• TASK INSTRUCTIONS: Nothing but the lines from the top of the data to the line holding "const tabs = ['Routes', 'Subnet" should be printed, word for word and both ends included; leave the pictures out.

• MATERIAL:
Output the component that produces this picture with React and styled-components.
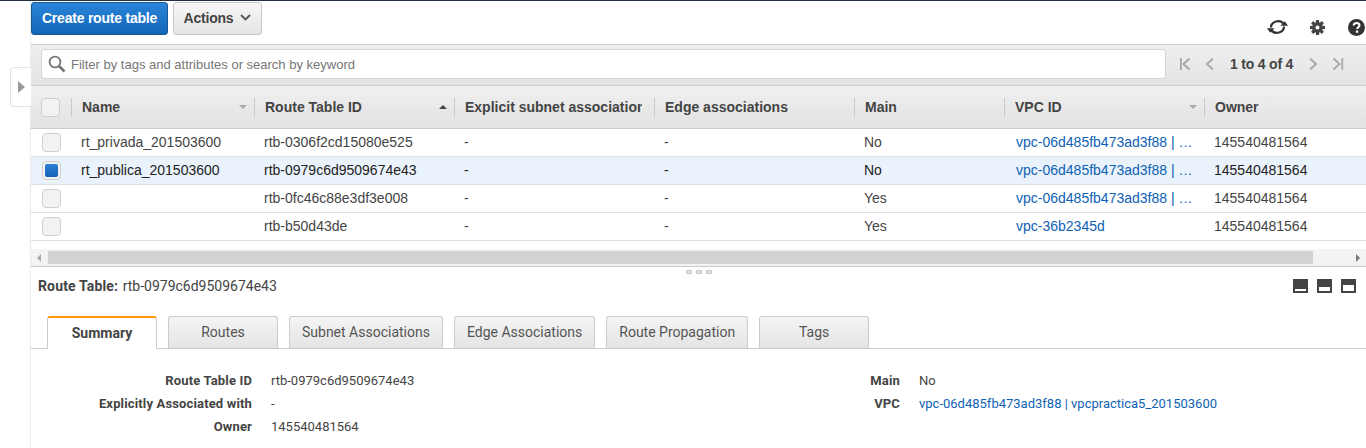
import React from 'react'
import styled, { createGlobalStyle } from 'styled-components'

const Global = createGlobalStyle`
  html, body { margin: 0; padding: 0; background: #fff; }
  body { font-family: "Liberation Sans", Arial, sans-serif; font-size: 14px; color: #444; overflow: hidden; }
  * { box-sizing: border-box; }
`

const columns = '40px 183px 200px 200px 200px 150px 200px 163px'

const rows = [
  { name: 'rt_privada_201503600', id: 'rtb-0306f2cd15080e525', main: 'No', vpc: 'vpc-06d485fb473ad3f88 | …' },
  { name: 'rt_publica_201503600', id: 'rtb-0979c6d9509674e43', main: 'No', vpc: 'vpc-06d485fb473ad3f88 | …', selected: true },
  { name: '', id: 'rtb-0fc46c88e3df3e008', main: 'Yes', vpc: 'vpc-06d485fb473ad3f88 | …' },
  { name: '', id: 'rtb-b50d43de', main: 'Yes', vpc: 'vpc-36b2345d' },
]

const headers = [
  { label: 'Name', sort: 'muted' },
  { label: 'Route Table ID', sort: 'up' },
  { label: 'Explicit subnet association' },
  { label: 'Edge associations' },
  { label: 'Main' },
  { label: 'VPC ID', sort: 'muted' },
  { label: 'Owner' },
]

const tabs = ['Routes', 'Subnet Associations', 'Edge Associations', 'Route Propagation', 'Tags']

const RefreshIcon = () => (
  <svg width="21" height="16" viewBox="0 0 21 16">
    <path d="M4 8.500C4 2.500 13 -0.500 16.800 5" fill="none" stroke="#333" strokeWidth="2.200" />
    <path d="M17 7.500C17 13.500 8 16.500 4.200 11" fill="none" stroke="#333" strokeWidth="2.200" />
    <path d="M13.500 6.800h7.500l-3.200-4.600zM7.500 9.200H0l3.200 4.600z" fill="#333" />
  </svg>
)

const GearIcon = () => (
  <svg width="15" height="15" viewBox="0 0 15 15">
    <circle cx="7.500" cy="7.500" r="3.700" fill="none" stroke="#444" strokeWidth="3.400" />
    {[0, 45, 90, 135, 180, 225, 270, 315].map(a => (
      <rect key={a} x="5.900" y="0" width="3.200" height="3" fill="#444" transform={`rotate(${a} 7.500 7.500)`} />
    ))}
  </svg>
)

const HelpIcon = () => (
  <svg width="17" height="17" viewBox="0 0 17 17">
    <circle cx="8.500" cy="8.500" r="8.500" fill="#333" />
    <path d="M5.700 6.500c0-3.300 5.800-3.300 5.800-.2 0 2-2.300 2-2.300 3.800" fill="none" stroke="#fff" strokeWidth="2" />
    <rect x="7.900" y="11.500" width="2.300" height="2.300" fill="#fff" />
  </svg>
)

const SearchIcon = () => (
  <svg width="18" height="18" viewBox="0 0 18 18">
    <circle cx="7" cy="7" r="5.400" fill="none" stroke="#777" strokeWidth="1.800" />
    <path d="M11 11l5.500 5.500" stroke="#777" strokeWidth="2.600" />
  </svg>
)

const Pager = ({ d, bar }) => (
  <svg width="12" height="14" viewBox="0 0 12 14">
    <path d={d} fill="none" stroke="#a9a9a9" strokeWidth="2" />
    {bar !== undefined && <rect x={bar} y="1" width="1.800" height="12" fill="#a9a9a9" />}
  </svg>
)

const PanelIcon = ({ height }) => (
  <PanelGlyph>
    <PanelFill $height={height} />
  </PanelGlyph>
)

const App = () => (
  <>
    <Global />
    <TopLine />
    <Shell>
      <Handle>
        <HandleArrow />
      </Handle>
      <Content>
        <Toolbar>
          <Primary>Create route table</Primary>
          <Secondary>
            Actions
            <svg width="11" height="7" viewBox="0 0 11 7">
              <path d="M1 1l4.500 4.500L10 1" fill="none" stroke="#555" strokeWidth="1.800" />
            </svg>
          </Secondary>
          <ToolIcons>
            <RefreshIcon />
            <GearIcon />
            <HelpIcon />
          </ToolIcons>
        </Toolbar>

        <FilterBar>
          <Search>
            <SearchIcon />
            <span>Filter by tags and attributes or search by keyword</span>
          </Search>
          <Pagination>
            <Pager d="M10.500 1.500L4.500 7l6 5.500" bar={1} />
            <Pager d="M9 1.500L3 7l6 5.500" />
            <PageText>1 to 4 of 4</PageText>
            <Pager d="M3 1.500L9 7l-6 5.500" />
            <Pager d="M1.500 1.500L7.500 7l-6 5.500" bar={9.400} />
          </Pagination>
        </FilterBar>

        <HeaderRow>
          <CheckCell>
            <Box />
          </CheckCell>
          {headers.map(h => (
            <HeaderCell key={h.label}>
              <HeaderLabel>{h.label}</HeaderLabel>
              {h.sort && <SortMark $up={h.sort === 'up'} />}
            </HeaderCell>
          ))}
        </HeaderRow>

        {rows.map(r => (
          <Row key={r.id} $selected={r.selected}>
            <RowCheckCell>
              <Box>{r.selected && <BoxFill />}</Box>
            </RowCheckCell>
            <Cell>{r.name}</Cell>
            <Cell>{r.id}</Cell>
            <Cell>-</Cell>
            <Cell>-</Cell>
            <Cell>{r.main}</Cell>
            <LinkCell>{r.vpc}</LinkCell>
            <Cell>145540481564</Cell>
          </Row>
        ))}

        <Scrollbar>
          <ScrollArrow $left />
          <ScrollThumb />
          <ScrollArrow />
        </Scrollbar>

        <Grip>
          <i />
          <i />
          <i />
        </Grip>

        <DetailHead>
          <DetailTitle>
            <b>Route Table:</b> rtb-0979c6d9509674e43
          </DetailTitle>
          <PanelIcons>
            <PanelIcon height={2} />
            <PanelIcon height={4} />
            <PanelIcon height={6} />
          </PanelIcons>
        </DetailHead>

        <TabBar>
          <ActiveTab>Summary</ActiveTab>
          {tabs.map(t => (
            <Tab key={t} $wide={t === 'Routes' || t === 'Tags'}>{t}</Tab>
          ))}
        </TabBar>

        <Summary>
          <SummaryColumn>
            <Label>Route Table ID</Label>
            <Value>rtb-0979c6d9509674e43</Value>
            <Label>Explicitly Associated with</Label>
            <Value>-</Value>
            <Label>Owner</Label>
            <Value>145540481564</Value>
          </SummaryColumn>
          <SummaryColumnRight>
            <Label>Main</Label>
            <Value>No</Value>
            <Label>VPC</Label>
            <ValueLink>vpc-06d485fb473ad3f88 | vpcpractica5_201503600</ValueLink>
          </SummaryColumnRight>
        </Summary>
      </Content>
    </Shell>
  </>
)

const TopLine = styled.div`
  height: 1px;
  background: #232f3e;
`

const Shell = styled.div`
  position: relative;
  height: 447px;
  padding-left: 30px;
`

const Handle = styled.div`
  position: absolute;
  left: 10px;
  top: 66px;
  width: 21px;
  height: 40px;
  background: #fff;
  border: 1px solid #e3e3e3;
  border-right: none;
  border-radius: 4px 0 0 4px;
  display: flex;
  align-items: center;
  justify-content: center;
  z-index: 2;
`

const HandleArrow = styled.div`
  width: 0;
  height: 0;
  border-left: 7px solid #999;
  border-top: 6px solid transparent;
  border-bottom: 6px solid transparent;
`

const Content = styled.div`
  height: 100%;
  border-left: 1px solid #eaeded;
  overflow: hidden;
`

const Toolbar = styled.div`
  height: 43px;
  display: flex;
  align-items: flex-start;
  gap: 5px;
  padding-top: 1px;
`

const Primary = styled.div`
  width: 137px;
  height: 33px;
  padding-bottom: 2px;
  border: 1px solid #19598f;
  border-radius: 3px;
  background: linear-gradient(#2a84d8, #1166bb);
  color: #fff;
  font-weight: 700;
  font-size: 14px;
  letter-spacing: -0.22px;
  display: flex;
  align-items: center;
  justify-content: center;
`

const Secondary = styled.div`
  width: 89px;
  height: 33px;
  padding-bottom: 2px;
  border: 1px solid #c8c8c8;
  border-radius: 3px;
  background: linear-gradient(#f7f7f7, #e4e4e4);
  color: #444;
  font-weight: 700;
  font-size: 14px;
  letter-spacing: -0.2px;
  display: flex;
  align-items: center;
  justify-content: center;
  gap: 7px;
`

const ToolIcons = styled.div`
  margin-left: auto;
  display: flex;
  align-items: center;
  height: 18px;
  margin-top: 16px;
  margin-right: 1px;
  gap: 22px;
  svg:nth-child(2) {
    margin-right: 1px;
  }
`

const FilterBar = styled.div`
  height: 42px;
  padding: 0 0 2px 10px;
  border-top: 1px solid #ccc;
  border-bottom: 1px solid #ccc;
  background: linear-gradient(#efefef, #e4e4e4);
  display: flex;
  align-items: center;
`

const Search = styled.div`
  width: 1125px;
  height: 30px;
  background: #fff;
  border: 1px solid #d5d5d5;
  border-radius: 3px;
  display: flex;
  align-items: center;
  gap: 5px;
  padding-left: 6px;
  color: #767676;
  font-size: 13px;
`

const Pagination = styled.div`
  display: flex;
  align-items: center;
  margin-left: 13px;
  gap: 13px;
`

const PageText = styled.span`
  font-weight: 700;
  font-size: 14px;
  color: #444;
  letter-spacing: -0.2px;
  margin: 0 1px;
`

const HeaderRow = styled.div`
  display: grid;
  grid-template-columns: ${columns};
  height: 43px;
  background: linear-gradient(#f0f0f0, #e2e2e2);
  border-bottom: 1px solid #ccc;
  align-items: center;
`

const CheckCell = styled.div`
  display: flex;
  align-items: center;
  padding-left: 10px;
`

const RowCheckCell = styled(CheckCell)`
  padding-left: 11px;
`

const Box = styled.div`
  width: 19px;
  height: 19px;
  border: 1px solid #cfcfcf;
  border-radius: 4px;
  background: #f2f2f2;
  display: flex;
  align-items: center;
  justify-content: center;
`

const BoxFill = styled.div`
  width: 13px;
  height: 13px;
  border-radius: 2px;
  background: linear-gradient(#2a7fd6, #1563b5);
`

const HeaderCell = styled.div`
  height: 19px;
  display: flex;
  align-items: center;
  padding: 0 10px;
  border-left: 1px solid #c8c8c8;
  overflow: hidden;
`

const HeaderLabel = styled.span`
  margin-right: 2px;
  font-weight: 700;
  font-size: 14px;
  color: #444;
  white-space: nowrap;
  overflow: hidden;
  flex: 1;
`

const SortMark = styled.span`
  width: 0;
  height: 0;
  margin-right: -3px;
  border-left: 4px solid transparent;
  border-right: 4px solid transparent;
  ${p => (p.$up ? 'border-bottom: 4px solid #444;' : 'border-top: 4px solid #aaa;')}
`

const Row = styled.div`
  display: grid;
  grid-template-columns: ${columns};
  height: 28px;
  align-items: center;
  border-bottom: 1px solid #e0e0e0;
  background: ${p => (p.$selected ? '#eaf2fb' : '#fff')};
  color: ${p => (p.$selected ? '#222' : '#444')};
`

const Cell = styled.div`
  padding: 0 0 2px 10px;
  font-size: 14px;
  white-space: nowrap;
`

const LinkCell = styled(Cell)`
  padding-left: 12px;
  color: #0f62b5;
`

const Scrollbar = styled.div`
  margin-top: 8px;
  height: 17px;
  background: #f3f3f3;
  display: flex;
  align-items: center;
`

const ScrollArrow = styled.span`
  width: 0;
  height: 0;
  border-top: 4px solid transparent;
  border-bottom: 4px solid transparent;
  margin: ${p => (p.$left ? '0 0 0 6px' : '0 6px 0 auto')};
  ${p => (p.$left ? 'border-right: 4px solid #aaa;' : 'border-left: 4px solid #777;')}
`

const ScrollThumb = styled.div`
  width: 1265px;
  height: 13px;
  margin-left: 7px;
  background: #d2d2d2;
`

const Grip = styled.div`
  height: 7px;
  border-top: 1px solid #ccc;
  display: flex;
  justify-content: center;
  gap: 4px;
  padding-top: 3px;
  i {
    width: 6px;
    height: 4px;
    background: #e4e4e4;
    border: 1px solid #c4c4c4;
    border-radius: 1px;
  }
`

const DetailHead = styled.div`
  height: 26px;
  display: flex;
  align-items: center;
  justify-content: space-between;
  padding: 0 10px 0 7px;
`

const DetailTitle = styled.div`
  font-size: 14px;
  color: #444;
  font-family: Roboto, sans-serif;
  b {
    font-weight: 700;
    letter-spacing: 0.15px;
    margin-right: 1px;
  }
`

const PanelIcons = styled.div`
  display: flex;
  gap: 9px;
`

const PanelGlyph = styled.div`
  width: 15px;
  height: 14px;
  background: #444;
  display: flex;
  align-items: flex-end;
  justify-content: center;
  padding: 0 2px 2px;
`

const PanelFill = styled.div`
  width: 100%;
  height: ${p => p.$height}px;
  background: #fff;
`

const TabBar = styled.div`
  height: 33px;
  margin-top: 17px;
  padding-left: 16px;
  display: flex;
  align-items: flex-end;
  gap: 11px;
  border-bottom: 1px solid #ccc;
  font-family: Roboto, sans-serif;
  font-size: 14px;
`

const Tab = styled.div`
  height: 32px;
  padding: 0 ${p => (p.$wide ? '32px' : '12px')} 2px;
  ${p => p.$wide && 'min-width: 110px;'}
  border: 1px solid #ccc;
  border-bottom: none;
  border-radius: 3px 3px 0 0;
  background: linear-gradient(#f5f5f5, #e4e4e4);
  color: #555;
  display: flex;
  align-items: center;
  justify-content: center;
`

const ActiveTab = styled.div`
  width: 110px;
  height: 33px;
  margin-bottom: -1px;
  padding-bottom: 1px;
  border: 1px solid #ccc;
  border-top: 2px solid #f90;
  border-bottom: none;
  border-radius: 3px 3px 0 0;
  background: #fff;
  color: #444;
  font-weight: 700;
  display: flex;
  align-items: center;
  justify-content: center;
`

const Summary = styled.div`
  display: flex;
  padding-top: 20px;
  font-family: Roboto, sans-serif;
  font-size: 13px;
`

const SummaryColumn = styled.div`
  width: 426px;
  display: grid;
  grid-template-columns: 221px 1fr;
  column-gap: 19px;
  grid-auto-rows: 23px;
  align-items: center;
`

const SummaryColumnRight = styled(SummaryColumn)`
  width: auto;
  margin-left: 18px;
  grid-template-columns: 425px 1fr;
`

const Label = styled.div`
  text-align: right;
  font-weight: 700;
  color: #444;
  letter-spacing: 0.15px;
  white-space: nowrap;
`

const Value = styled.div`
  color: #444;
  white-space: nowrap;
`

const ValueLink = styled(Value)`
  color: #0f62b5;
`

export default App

• SOLUTION TO THIS TASK:
Output the component that produces this picture with React and styled-components.
import React from 'react'
import styled, { createGlobalStyle } from 'styled-components'

const Global = createGlobalStyle`
  html, body { margin: 0; padding: 0; background: #fff; }
  body { font-family: "Liberation Sans", Arial, sans-serif; font-size: 14px; color: #444; overflow: hidden; }
  * { box-sizing: border-box; }
`

const columns = '40px 183px 200px 200px 200px 150px 200px 163px'

const rows = [
  { name: 'rt_privada_201503600', id: 'rtb-0306f2cd15080e525', main: 'No', vpc: 'vpc-06d485fb473ad3f88 | …' },
  { name: 'rt_publica_201503600', id: 'rtb-0979c6d9509674e43', main: 'No', vpc: 'vpc-06d485fb473ad3f88 | …', selected: true },
  { name: '', id: 'rtb-0fc46c88e3df3e008', main: 'Yes', vpc: 'vpc-06d485fb473ad3f88 | …' },
  { name: '', id: 'rtb-b50d43de', main: 'Yes', vpc: 'vpc-36b2345d' },
]

const headers = [
  { label: 'Name', sort: 'muted' },
  { label: 'Route Table ID', sort: 'up' },
  { label: 'Explicit subnet association' },
  { label: 'Edge associations' },
  { label: 'Main' },
  { label: 'VPC ID', sort: 'muted' },
  { label: 'Owner' },
]

const tabs = ['Routes', 'Subnet Associations', 'Edge Associations', 'Route Propagation', 'Tags']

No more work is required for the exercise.